GOOD NEWS: UPMC doctor sees too much focus on rising COVID-19 cases, too little on declining severity and hospitalizations.

Related: Hospital patients four times less likely to die now than they were in April, Oxford study finds.

Related: Heather Mac Donald: Where Are The Deaths? “In May, Georgia was the main target of expert contempt for its allegedly premature reopening. Since then, the media have gone silent, due to the state’s truly discouraging downward daily death toll from a high of 119 on April 7, long before the reopenings, to 10 on June 24. . . . There are no crises in hospital capacity anywhere in the country. Nursing homes, meat-packing plants, and prisons remain the main sources of new infections.”

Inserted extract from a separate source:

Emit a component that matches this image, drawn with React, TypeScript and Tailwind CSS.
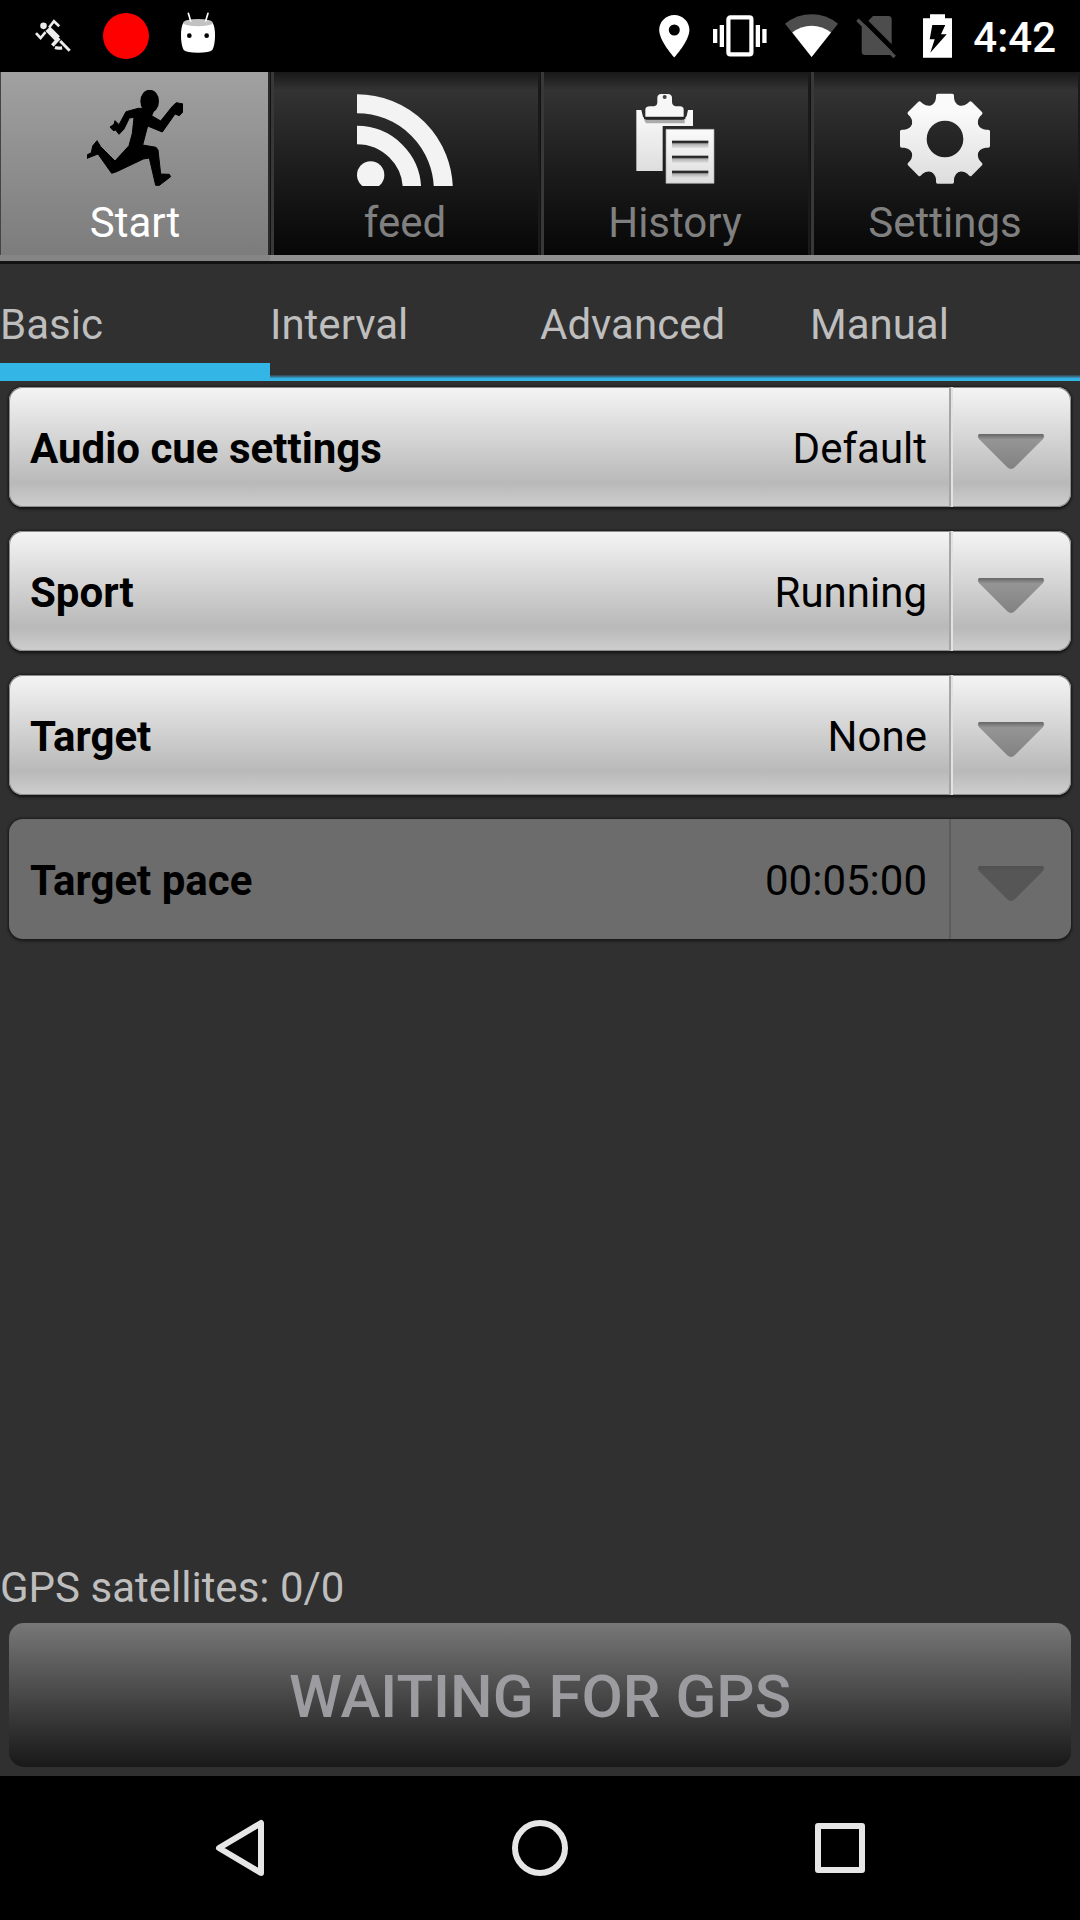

Also: Getting Realistic About The Coronavirus Death Rate.

Nearly all the studies find between 10 and 100 times the number of total infections as reported infections, with the average somewhere around 20 to 25 times.

In other words, while the CDC reports 2.34 million Americans have been infected with the coronavirus, the actual number of infected and recovered people may be closer to 50 million. (CDC Director Robert Redfield told journalists Thursday that the number of cases may be 10 times higher than the earlier 2.34 million.)

Thus, the death rate, which would be 5.2 percent based on that 2.34 million figure, is actually more like one-20th as high — or 0.26 percent.

It can be awful in some people, but overall it’s turning out to be nowhere near as bad as we feared a few months ago. And that’s good!